One construction lobby has come up with a hypothetical case of a worker making $22,500 a year. Taxable allowances for housing, schooling etc., push him up to a total $76,000 income. Less deductions, he would end up paying $25,101 - almost $3,000 more than he makes.

"The State Department ought to be negotiating these artificial 'blackmail' rents, but to legislate for 150,000 taxpayers on the basis of these 'worst cases' is farfetched," said Shuman.

Some allowances should be made for "truly" hardship cases, Shuman conceded, but pressed his point that the majority of Americans live in plush posts and that an across-the-board tax break should not apply for those living in the luxury of Paris or London or the Riviera - as well as the work camps of Saudi Arabia.
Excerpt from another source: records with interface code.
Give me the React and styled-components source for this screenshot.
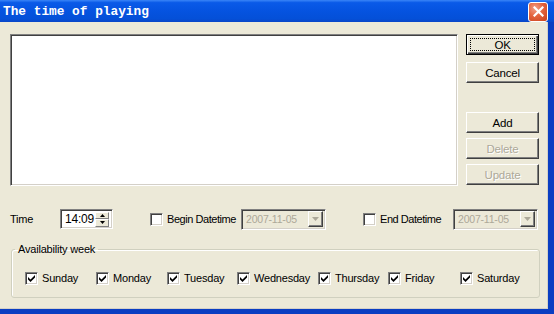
import React from 'react'
import styled, { createGlobalStyle } from 'styled-components'

const GlobalStyle = createGlobalStyle`
  html, body {
    margin: 0;
    padding: 0;
    background: #ece9d8;
  }
  body {
    font-family: "Liberation Sans", Arial, sans-serif;
    font-size: 11px;
    letter-spacing: -0.2px;
    color: #000;
  }
`

const Window = styled.div`
  width: 554px;
  height: 314px;
  display: flex;
  flex-direction: column;
  overflow: hidden;
`

const TitleBar = styled.div`
  height: 22px;
  display: flex;
  align-items: center;
  justify-content: space-between;
  padding: 0 6px 0 3px;
  background: linear-gradient(180deg, #3a85f7 0%, #0a5ae8 12%, #0553e0 50%, #0450d8 85%, #0a46c8 100%);
  box-sizing: border-box;
`

const Title = styled.span`
  color: #fff;
  font-family: "Liberation Mono", "DejaVu Sans Mono", monospace;
  font-weight: bold;
  font-size: 12.8px;
  letter-spacing: 0;
  margin-top: 1px;
`

const CloseButton = styled.div`
  width: 20px;
  height: 20px;
  margin-top: 1px;
  border: 1px solid #fff;
  border-radius: 3px;
  background: radial-gradient(circle at 35% 30%, #f2a08a 0%, #e4643e 45%, #c8401c 100%);
  display: flex;
  align-items: center;
  justify-content: center;
  box-sizing: border-box;
`

const Frame = styled.div`
  flex: 1;
  display: flex;
  border-right: 6px solid #0a3ec2;
  border-bottom: 5px solid #0a3ec2;
  background: #ece9d8;
`

const Client = styled.div`
  flex: 1;
  padding: 12px 0 0 10px;
  display: flex;
  flex-direction: column;
  border-right: 1px solid #d4d0c8;
  border-bottom: 1px solid #d4d0c8;
`

const TopRow = styled.div`
  display: flex;
  gap: 8px;
  height: 152px;
`

const ListBox = styled.div`
  width: 448px;
  height: 152px;
  box-sizing: border-box;
  background: #fff;
  border-top: 1px solid #808080;
  border-left: 1px solid #808080;
  border-right: 1px solid #fff;
  border-bottom: 1px solid #fff;
  box-shadow: inset 1px 1px 0 #404040, inset -1px -1px 0 #d4d0c8;
`

const ButtonColumn = styled.div`
  width: 73px;
  display: flex;
  flex-direction: column;
`

const Button = styled.div`
  height: 21px;
  box-sizing: border-box;
  margin-top: ${p => p.$gap || 0}px;
  display: flex;
  align-items: center;
  justify-content: center;
  background: #ece9d8;
  font-size: 11.5px;
  color: ${p => (p.$disabled ? '#aca899' : '#000')};
  text-shadow: ${p => (p.$disabled ? '1px 1px 0 #fff' : 'none')};
  border: 1px solid;
  border-color: ${p => (p.$default ? '#000' : '#fff #404040 #404040 #fff')};
  box-shadow: ${p =>
    p.$default
      ? 'inset 1px 1px 0 #fff, inset -1px -1px 0 #404040, inset -2px -2px 0 #808080'
      : 'inset -1px -1px 0 #808080'};
  position: relative;
`

const Focus = styled.span`
  position: absolute;
  left: 3px;
  top: 3px;
  right: 3px;
  bottom: 3px;
  border: 1px dotted #000;
`

const FieldRow = styled.div`
  display: flex;
  align-items: center;
  margin-top: 22px;
  height: 22px;
`

const Label = styled.span`
  margin-left: ${p => p.$ml || 0}px;
  width: ${p => (p.$w ? `${p.$w}px` : 'auto')};
  letter-spacing: ${p => (p.$tight ? '-0.45px' : '-0.2px')};
  white-space: nowrap;
  font-size: 11px;
  flex-shrink: 0;
`

const Sunken = styled.div`
  box-sizing: border-box;
  width: ${p => p.$w}px;
  height: ${p => p.$h || 20}px;
  margin-left: ${p => p.$ml || 0}px;
  display: flex;
  align-items: center;
  background: ${p => (p.$disabled ? '#ece9d8' : '#fff')};
  border-top: 1px solid #808080;
  border-left: 1px solid #808080;
  border-right: 1px solid #fff;
  border-bottom: 1px solid #fff;
  box-shadow: inset 1px 1px 0 #404040, inset -1px -1px 0 #d4d0c8;
  padding: 2px 2px 2px 3px;
  flex-shrink: 0;
`

const FieldText = styled.span`
  flex: 1;
  color: ${p => (p.$disabled ? '#aca899' : '#000')};
  font-size: ${p => (p.$disabled ? 10.5 : 12)}px;
  padding-left: 1px;
`

const SpinStack = styled.div`
  display: flex;
  flex-direction: column;
  width: 14px;
  height: 15px;
  margin-right: 1px;
`

const SpinHalf = styled.div`
  flex: 1;
  box-sizing: border-box;
  background: #ece9d8;
  border: 1px solid;
  border-color: #fff #808080 #808080 #fff;
  display: flex;
  align-items: center;
  justify-content: center;
`

const DropButton = styled.div`
  width: 15px;
  height: 16px;
  box-sizing: border-box;
  background: #ece9d8;
  border: 1px solid;
  border-color: #fff #404040 #404040 #fff;
  box-shadow: inset -1px -1px 0 #808080;
  display: flex;
  align-items: center;
  justify-content: center;
`

const Box = styled.div`
  width: 13px;
  height: 13px;
  box-sizing: border-box;
  margin-left: ${p => p.$ml || 0}px;
  background: #fff;
  border-top: 1px solid #808080;
  border-left: 1px solid #808080;
  border-right: 1px solid #fff;
  border-bottom: 1px solid #fff;
  box-shadow: inset 1px 1px 0 #404040, inset -1px -1px 0 #d4d0c8;
  display: flex;
  align-items: center;
  justify-content: center;
  flex-shrink: 0;
`

const Group = styled.fieldset`
  margin: 13px 0 0 1px;
  padding: 0 0 0 13px;
  width: 529px;
  height: 55px;
  box-sizing: border-box;
  border: 1px solid #d0d0bf;
  border-radius: 3px;
  box-shadow: 1px 1px 0 #fff inset;
`

const Legend = styled.legend`
  margin-left: -10px;
  padding: 0 3px;
  font-size: 11px;
`

const WeekRow = styled.div`
  display: flex;
  align-items: center;
  height: 16px;
  margin-top: 15px;
`

const Day = styled.div`
  display: flex;
  align-items: center;
  width: ${p => (p.$w ? `${p.$w}px` : 'auto')};
  flex-shrink: 0;
`

const Arrow = ({ up, color = '#000', w = 7, h = 4 }) => (
  <svg width={w} height={h} viewBox="0 0 7 4">
    <path d={up ? 'M3.5 0 L7 4 L0 4 Z' : 'M0 0 L7 0 L3.5 4 Z'} fill={color} />
  </svg>
)

const Tick = () => (
  <svg width="7" height="7" viewBox="0 0 7 7">
    <path d="M0 2 L0 4.5 L2.5 7 L7 2.5 L7 0 L2.5 4.5 Z" fill="#000" />
  </svg>
)

const days = [
  ['Sunday', 71],
  ['Monday', 71],
  ['Tuesday', 70],
  ['Wednesday', 81],
  ['Thursday', 70],
  ['Friday', 72],
  ['Saturday', 0]
]

const App = () => (
  <>
    <GlobalStyle />
    <Window>
      <TitleBar>
        <Title>The time of playing</Title>
        <CloseButton>
          <svg width="11" height="11" viewBox="0 0 11 11">
            <path d="M1.5 1.5 L9.5 9.5 M9.5 1.5 L1.5 9.5" stroke="#fff" strokeWidth="2.2" strokeLinecap="square" />
          </svg>
        </CloseButton>
      </TitleBar>
      <Frame>
        <Client>
          <TopRow>
            <ListBox />
            <ButtonColumn>
              <Button $default>
                <Focus />
                OK
              </Button>
              <Button $gap={7}>Cancel</Button>
              <Button $gap={29}>Add</Button>
              <Button $gap={5} $disabled>Delete</Button>
              <Button $gap={5} $disabled>Update</Button>
            </ButtonColumn>
          </TopRow>

          <FieldRow>
            <Label $w={50}>Time</Label>
            <Sunken $w={53} $h={20}>
              <FieldText>14:09</FieldText>
              <SpinStack>
                <SpinHalf><Arrow up w={5} h={3} /></SpinHalf>
                <SpinHalf><Arrow w={5} h={3} /></SpinHalf>
              </SpinStack>
            </Sunken>
            <Box $ml={37} />
            <Label $ml={4} $w={74} $tight>Begin Datetime</Label>
            <Sunken $w={85} $h={21} $disabled>
              <FieldText $disabled>2007-11-05</FieldText>
              <DropButton><Arrow color="#aca899" /></DropButton>
            </Sunken>
            <Box $ml={37} />
            <Label $ml={4} $w={73} $tight>End Datetime</Label>
            <Sunken $w={85} $h={21} $disabled>
              <FieldText $disabled>2007-11-05</FieldText>
              <DropButton><Arrow color="#aca899" /></DropButton>
            </Sunken>
          </FieldRow>

          <Group>
            <Legend>Availability week</Legend>
            <WeekRow>
              {days.map(([name, w]) => (
                <Day key={name} $w={w}>
                  <Box><Tick /></Box>
                  <Label $ml={4}>{name}</Label>
                </Day>
              ))}
            </WeekRow>
          </Group>
        </Client>
      </Frame>
    </Window>
  </>
)

export default App
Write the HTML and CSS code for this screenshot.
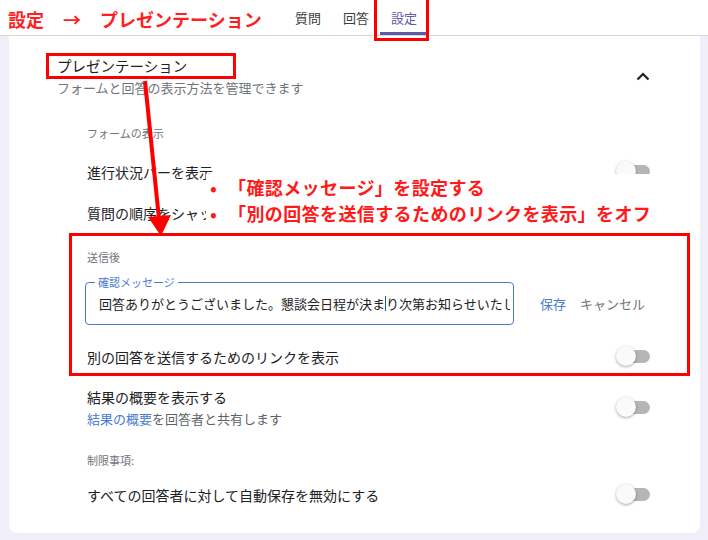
FILE: index.html
```html
<!DOCTYPE html>
<html lang="ja">
<head>
    <meta charset="UTF-8">
    <title>設定 | プレゼンテーション</title>
    <link rel="stylesheet" href="styles.css">
</head>
<body>
    <div class="topbar">
        <div class="topbar-title">
            <span>設定</span><span class="arrow">→</span><span>プレゼンテーション</span>
        </div>
        <div class="tabs">
            <div class="tab">質問</div>
            <div class="tab">回答</div>
            <div class="tab selected">設定</div>
        </div>
        <div class="mark mark-tab"></div>
    </div>

    <div class="card">
        <div class="card-head">
            <div>
                <div class="card-title">プレゼンテーション</div>
                <div class="card-sub">フォームと回答の表示方法を管理できます</div>
            </div>
            <svg class="chevron" width="14" height="10" viewBox="0 0 14 10">
                <path d="M1.5 8.5 L7 3 L12.5 8.5" fill="none" stroke="#202124" stroke-width="2.2"/>
            </svg>
        </div>

        <div class="settings">
            <div class="group-label first">フォームの表示</div>
            <div class="row">
                <span>進行状況バーを表示</span>
                <span class="toggle"></span>
            </div>
            <div class="row">
                <span>質問の順序をシャッフル</span>
                <span class="toggle"></span>
            </div>

            <div class="group-label after">送信後</div>
            <div class="message-line">
                <div class="field">
                    <span class="field-label">確認メッセージ</span>
                    <div class="field-text">回答ありがとうございました。懇談会日程が決ま<span class="caret"></span>り次第お知らせいたします。</div>
                </div>
                <span class="btn-save">保存</span>
                <span class="btn-cancel">キャンセル</span>
            </div>
            <div class="row">
                <span>別の回答を送信するためのリンクを表示</span>
                <span class="toggle"></span>
            </div>

            <div class="row tall">
                <div>
                    <div>結果の概要を表示する</div>
                    <div class="row-sub"><span class="link">結果の概要</span>を回答者と共有します</div>
                </div>
                <span class="toggle"></span>
            </div>

            <div class="group-label limits">制限事項:</div>
            <div class="row">
                <span>すべての回答者に対して自動保存を無効にする</span>
                <span class="toggle"></span>
            </div>
        </div>
    </div>

    <!-- 注釈 -->
    <div class="mark mark-title"></div>
    <div class="mark mark-after"></div>
    <svg class="pointer" width="40" height="170" viewBox="0 0 40 170">
        <line x1="5" y1="2" x2="19" y2="140" stroke="#ff0000" stroke-width="4"/>
        <polygon points="8,138 31,136 21,157" fill="#ff0000"/>
    </svg>
    <div class="note">
        <div><span class="bullet">•</span>「確認メッセージ」を設定する</div>
        <div><span class="bullet">•</span>「別の回答を送信するためのリンクを表示」をオフ</div>
    </div>
</body>
</html>
```

FILE: styles.css
```css
body {
    margin: 0;
    background-color: #f0eef8;
    font-family: "Noto Sans CJK JP", "Noto Sans", sans-serif;
    color: #202124;
    width: 708px;
    height: 540px;
    overflow: hidden;
    position: relative;
}

.topbar {
    height: 35px;
    background: #fff;
    border-bottom: 1px solid #d6d6d6;
    display: flex;
    align-items: stretch;
    position: relative;
}
.topbar-title {
    padding-left: 8px;
    font-size: 18px;
    font-weight: bold;
    color: #ff1f1f;
    line-height: 38px;
    width: 276px;
    white-space: nowrap;
}
.topbar-title .arrow {
    margin: 0 19px 0 19px;
}
.tabs {
    display: flex;
}
.tab {
    padding: 0 11px;
    font-size: 13px;
    line-height: 36px;
    color: #3c4043;
}
.tab.selected {
    color: #5f5ba8;
    box-shadow: inset 0 -3px 0 #5f5ba8;
}

.card {
    background: #fff;
    margin-left: 9px;
    width: 691px;
    height: 497px;
    border-radius: 0 0 8px 8px;
    box-sizing: border-box;
    padding: 20px 50px 0 48px;
}
.card-head {
    display: flex;
    justify-content: space-between;
    align-items: center;
}
.card-title {
    font-size: 14.5px;
    line-height: 20px;
}
.card-sub {
    font-size: 13px;
    line-height: 18px;
    margin-top: 3px;
    color: #70757a;
}
.chevron {
    margin-top: -1px;
}

.settings {
    padding-left: 30px;
}
.group-label {
    font-size: 11px;
    line-height: 16px;
    color: #70757a;
}
.group-label.first {
    margin-top: 28px;
    margin-bottom: 10px;
}
.group-label.after {
    margin-top: 16px;
    margin-bottom: 17px;
}
.group-label.limits {
    margin-top: 15px;
    margin-bottom: 6px;
}
.row {
    display: flex;
    justify-content: space-between;
    align-items: center;
    height: 41px;
    font-size: 14px;
}
.row.tall {
    height: 60px;
}
.row-sub {
    font-size: 13px;
    color: #5f6368;
    margin-top: 2px;
}
.row-sub .link {
    color: #4a7bd0;
}
.toggle {
    width: 28px;
    height: 13px;
    background: #b6b6b6;
    border-radius: 7px;
    position: relative;
}
.toggle::before {
    content: "";
    position: absolute;
    left: -6px;
    top: -4px;
    width: 20px;
    height: 20px;
    border-radius: 50%;
    background: #fafafa;
    box-shadow: 0 1px 3px rgba(0, 0, 0, 0.35);
}

.message-line {
    display: flex;
    align-items: center;
    margin-left: -2px;
    margin-bottom: 11px;
}
.field {
    width: 429px;
    height: 43px;
    box-sizing: border-box;
    border: 1px solid #4a7bd0;
    border-radius: 4px;
    position: relative;
    display: flex;
    align-items: center;
    padding-left: 13px;
}
.field-label {
    position: absolute;
    top: -9px;
    left: 9px;
    background: #fff;
    padding: 0 3px;
    font-size: 11px;
    line-height: 16px;
    color: #4a7bd0;
}
.field-text {
    font-size: 13px;
    white-space: nowrap;
    overflow: hidden;
    width: 411px;
}
.caret {
    display: inline-block;
    width: 1px;
    height: 15px;
    background: #1a57c8;
    vertical-align: -2px;
}
.btn-save {
    margin-left: 26px;
    font-size: 13px;
    color: #4a7bd0;
}
.btn-cancel {
    margin-left: 14px;
    font-size: 13px;
    color: #70757a;
}

.mark {
    position: absolute;
    border: 3px solid #ff0000;
    box-sizing: border-box;
}
.mark-tab {
    left: 374px;
    top: -3px;
    width: 55px;
    height: 44px;
}
.mark-title {
    left: 46px;
    top: 53px;
    width: 190px;
    height: 26px;
}
.mark-after {
    left: 69px;
    top: 233px;
    width: 621px;
    height: 143px;
}
.pointer {
    position: absolute;
    left: 140px;
    top: 79px;
}
.note {
    position: absolute;
    left: 206px;
    top: 174px;
    width: 450px;
    background: #fff;
    color: #ff1a1a;
    font-size: 18px;
    font-weight: bold;
    line-height: 26px;
    letter-spacing: 0.4px;
    white-space: nowrap;
}
.note .bullet {
    display: inline-block;
    width: 18px;
    padding-left: 4px;
}
```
For the first time in the discussion, the women seemed somewhat mollified.

The construction lobby is fighting the hardest because their workers are mostly in underdeveloped hardship countries - not the plush posts of Geneva or Paris or the Riviera. They are angered that overseas government personnel are taxed under a separate code - and, unlike the privately employed, can deduct cost-of-living expenses paid by the government.

Shuman said if he were they he would not work in a hardship post unless handsomely compensated by the company.

"We do not live overseas because we want to, but we are often unemployed here," said Hemenway.

Vicki Whinnery, living in Saudi Arabia, said, "For a mediocre apartment with a good-will furniture, we pay $1,000 a month. There is no telephone and women can't drive in Saudi Arabia, much less work."

"A gallon of ice cream costs $15 in Riyadh. It's 103 degrees in the summer and air conditioning never works. Natives do not pay the prices we do. They see us coming in the stores and suddenly a 15-cent cucumber is 50 cents." her husband makes $20,000 a year and the company pays the rent "but it will take all our savings to pay the income tax. It's not what Proxmire thinks - that it's a ball. We have double locks to keep out thieves, goats and sand. We are not jetting off to anywhere."

When it was all over Shuman said, "I think the women realize they are not going to get the old provision back - which outrageously universalizes the loopholes for everyone living abroad." When he emphasized that the Treasury Department should devise an answer tailored to hardship cases, some of them even smiled.

"Why," said Shuman, with some exaggeration, common to the Hill, "we ended up loving each other."